= Exercise =
Skip the pictures and extract all of the lines exactly as written.

= Dataset section =
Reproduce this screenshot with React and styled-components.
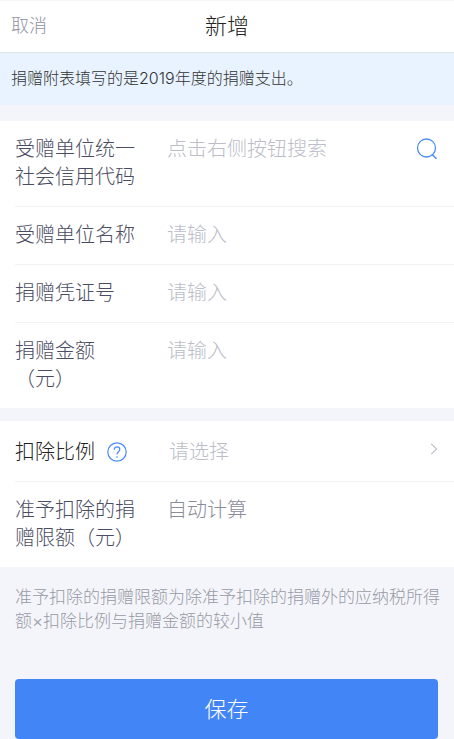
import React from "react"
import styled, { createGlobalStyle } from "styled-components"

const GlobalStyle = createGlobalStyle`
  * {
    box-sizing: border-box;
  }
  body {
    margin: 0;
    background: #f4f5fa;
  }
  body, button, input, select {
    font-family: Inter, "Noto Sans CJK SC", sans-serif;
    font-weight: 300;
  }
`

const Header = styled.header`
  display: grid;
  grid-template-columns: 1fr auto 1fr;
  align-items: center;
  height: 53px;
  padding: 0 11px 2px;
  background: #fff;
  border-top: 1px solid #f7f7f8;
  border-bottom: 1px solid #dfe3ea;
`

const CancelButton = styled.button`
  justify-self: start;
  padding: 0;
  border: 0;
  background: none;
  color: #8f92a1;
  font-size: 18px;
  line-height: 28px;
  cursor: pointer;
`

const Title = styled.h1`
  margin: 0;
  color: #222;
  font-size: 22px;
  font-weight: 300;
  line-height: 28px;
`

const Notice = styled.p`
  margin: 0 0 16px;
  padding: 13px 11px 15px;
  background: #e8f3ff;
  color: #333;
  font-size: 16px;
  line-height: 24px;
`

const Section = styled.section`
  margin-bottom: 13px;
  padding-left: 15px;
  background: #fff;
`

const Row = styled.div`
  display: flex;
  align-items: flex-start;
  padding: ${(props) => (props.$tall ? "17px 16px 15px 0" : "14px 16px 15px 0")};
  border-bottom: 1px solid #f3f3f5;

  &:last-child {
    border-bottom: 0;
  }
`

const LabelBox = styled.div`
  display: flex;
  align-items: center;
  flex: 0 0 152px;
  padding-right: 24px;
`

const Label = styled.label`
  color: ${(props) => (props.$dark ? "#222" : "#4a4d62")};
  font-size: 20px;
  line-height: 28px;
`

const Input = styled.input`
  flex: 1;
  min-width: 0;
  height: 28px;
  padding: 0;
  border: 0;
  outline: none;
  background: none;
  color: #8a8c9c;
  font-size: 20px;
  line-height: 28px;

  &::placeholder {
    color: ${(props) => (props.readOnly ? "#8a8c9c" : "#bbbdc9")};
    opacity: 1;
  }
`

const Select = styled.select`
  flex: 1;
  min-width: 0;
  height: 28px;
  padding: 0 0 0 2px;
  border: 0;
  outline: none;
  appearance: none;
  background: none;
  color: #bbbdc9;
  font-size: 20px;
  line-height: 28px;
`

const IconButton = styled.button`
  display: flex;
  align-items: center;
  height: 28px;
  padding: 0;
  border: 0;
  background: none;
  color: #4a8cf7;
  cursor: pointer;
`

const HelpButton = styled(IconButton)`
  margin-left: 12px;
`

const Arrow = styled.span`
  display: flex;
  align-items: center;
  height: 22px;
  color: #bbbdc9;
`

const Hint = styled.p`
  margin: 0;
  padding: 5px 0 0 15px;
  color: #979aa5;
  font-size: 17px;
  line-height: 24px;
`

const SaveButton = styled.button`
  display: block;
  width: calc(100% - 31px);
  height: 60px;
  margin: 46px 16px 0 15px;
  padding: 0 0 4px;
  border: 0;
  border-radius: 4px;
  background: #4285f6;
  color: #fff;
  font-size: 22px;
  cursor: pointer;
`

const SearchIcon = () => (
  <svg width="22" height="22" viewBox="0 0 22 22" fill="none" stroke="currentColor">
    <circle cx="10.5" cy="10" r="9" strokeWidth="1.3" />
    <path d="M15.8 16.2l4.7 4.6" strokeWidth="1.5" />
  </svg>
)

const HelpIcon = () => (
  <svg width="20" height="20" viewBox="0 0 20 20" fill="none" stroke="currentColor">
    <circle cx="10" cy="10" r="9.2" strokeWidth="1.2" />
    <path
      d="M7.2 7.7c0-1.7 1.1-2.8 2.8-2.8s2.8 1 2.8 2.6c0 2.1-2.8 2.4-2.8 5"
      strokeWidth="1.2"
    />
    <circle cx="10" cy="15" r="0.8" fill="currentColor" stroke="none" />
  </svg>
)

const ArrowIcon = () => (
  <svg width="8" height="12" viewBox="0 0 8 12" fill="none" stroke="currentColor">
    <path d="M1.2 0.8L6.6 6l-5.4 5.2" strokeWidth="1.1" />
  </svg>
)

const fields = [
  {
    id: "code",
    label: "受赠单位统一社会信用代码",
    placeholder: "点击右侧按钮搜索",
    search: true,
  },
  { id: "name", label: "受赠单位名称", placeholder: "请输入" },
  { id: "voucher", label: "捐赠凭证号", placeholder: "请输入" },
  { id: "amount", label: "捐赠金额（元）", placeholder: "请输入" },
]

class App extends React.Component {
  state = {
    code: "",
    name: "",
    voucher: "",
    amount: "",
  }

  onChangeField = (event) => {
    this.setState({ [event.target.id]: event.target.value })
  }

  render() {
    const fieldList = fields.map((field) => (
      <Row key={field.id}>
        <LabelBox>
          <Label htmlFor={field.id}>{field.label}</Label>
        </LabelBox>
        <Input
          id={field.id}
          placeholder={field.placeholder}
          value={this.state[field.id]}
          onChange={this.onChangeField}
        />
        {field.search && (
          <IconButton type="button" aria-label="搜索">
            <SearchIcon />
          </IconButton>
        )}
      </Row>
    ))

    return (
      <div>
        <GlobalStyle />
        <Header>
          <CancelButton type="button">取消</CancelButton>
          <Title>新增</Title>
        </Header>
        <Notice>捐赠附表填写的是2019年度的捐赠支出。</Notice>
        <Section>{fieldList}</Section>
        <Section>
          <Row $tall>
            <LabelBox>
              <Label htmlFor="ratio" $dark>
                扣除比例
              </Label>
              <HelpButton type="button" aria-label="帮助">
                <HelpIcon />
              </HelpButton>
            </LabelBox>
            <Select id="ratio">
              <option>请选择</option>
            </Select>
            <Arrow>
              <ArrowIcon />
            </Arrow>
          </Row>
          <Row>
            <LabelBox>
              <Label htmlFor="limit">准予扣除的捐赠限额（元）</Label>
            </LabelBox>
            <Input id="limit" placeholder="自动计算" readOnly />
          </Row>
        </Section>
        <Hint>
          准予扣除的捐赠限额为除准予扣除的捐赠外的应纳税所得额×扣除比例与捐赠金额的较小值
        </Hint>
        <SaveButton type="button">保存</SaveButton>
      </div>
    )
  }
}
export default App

= Answer for this exercise =
Reproduce this screenshot with React and styled-components.
import React from "react"
import styled, { createGlobalStyle } from "styled-components"

const GlobalStyle = createGlobalStyle`
  * {
    box-sizing: border-box;
  }
  body {
    margin: 0;
    background: #f4f5fa;
  }
  body, button, input, select {
    font-family: Inter, "Noto Sans CJK SC", sans-serif;
    font-weight: 300;
  }
`

const Header = styled.header`
  display: grid;
  grid-template-columns: 1fr auto 1fr;
  align-items: center;
  height: 53px;
  padding: 0 11px 2px;
  background: #fff;
  border-top: 1px solid #f7f7f8;
  border-bottom: 1px solid #dfe3ea;
`

const CancelButton = styled.button`
  justify-self: start;
  padding: 0;
  border: 0;
  background: none;
  color: #8f92a1;
  font-size: 18px;
  line-height: 28px;
  cursor: pointer;
`

const Title = styled.h1`
  margin: 0;
  color: #222;
  font-size: 22px;
  font-weight: 300;
  line-height: 28px;
`

const Notice = styled.p`
  margin: 0 0 16px;
  padding: 13px 11px 15px;
  background: #e8f3ff;
  color: #333;
  font-size: 16px;
  line-height: 24px;
`

const Section = styled.section`
  margin-bottom: 13px;
  padding-left: 15px;
  background: #fff;
`

const Row = styled.div`
  display: flex;
  align-items: flex-start;
  padding: ${(props) => (props.$tall ? "17px 16px 15px 0" : "14px 16px 15px 0")};
  border-bottom: 1px solid #f3f3f5;

  &:last-child {
    border-bottom: 0;
  }
`

const LabelBox = styled.div`
  display: flex;
  align-items: center;
  flex: 0 0 152px;
  padding-right: 24px;
`

const Label = styled.label`
  color: ${(props) => (props.$dark ? "#222" : "#4a4d62")};
  font-size: 20px;
  line-height: 28px;
`

const Input = styled.input`
  flex: 1;
  min-width: 0;
  height: 28px;
  padding: 0;
  border: 0;
  outline: none;
  background: none;
  color: #8a8c9c;
  font-size: 20px;
  line-height: 28px;

  &::placeholder {
    color: ${(props) => (props.readOnly ? "#8a8c9c" : "#bbbdc9")};
    opacity: 1;
  }
`

const Select = styled.select`
  flex: 1;
  min-width: 0;
  height: 28px;
  padding: 0 0 0 2px;
  border: 0;
  outline: none;
  appearance: none;
  background: none;
  color: #bbbdc9;
  font-size: 20px;
  line-height: 28px;
`

const IconButton = styled.button`
  display: flex;
  align-items: center;
  height: 28px;
  padding: 0;
  border: 0;
  background: none;
  color: #4a8cf7;
  cursor: pointer;
`

const HelpButton = styled(IconButton)`
  margin-left: 12px;
`

const Arrow = styled.span`
  display: flex;
  align-items: center;
  height: 22px;
  color: #bbbdc9;
`

const Hint = styled.p`
  margin: 0;
  padding: 5px 0 0 15px;
  color: #979aa5;
  font-size: 17px;
  line-height: 24px;
`

const SaveButton = styled.button`
  display: block;
  width: calc(100% - 31px);
  height: 60px;
  margin: 46px 16px 0 15px;
  padding: 0 0 4px;
  border: 0;
  border-radius: 4px;
  background: #4285f6;
  color: #fff;
  font-size: 22px;
  cursor: pointer;
`

const SearchIcon = () => (
  <svg width="22" height="22" viewBox="0 0 22 22" fill="none" stroke="currentColor">
    <circle cx="10.5" cy="10" r="9" strokeWidth="1.3" />
    <path d="M15.8 16.2l4.7 4.6" strokeWidth="1.5" />
  </svg>
)

const HelpIcon = () => (
  <svg width="20" height="20" viewBox="0 0 20 20" fill="none" stroke="currentColor">
    <circle cx="10" cy="10" r="9.2" strokeWidth="1.2" />
    <path
      d="M7.2 7.7c0-1.7 1.1-2.8 2.8-2.8s2.8 1 2.8 2.6c0 2.1-2.8 2.4-2.8 5"
      strokeWidth="1.2"
    />
    <circle cx="10" cy="15" r="0.8" fill="currentColor" stroke="none" />
  </svg>
)

const ArrowIcon = () => (
  <svg width="8" height="12" viewBox="0 0 8 12" fill="none" stroke="currentColor">
    <path d="M1.2 0.8L6.6 6l-5.4 5.2" strokeWidth="1.1" />
  </svg>
)

const fields = [
  {
    id: "code",
    label: "受赠单位统一社会信用代码",
    placeholder: "点击右侧按钮搜索",
    search: true,
  },
  { id: "name", label: "受赠单位名称", placeholder: "请输入" },
  { id: "voucher", label: "捐赠凭证号", placeholder: "请输入" },
  { id: "amount", label: "捐赠金额（元）", placeholder: "请输入" },
]

class App extends React.Component {
  state = {
    code: "",
    name: "",
    voucher: "",
    amount: "",
  }

  onChangeField = (event) => {
    this.setState({ [event.target.id]: event.target.value })
  }

  render() {
    const fieldList = fields.map((field) => (
      <Row key={field.id}>
        <LabelBox>
          <Label htmlFor={field.id}>{field.label}</Label>
        </LabelBox>
        <Input
          id={field.id}
          placeholder={field.placeholder}
          value={this.state[field.id]}
          onChange={this.onChangeField}
        />
        {field.search && (
          <IconButton type="button" aria-label="搜索">
            <SearchIcon />
          </IconButton>
        )}
      </Row>
    ))

    return (
      <div>
        <GlobalStyle />
        <Header>
          <CancelButton type="button">取消</CancelButton>
          <Title>新增</Title>
        </Header>
        <Notice>捐赠附表填写的是2019年度的捐赠支出。</Notice>
        <Section>{fieldList}</Section>
        <Section>
          <Row $tall>
            <LabelBox>
              <Label htmlFor="ratio" $dark>
                扣除比例
              </Label>
              <HelpButton type="button" aria-label="帮助">
                <HelpIcon />
              </HelpButton>
            </LabelBox>
            <Select id="ratio">
              <option>请选择</option>
            </Select>
            <Arrow>
              <ArrowIcon />
            </Arrow>
          </Row>
          <Row>
            <LabelBox>
              <Label htmlFor="limit">准予扣除的捐赠限额（元）</Label>
            </LabelBox>
            <Input id="limit" placeholder="自动计算" readOnly />
          </Row>
        </Section>
        <Hint>
          准予扣除的捐赠限额为除准予扣除的捐赠外的应纳税所得额×扣除比例与捐赠金额的较小值
        </Hint>
        <SaveButton type="button">保存</SaveButton>
      </div>
    )
  }
}
export default App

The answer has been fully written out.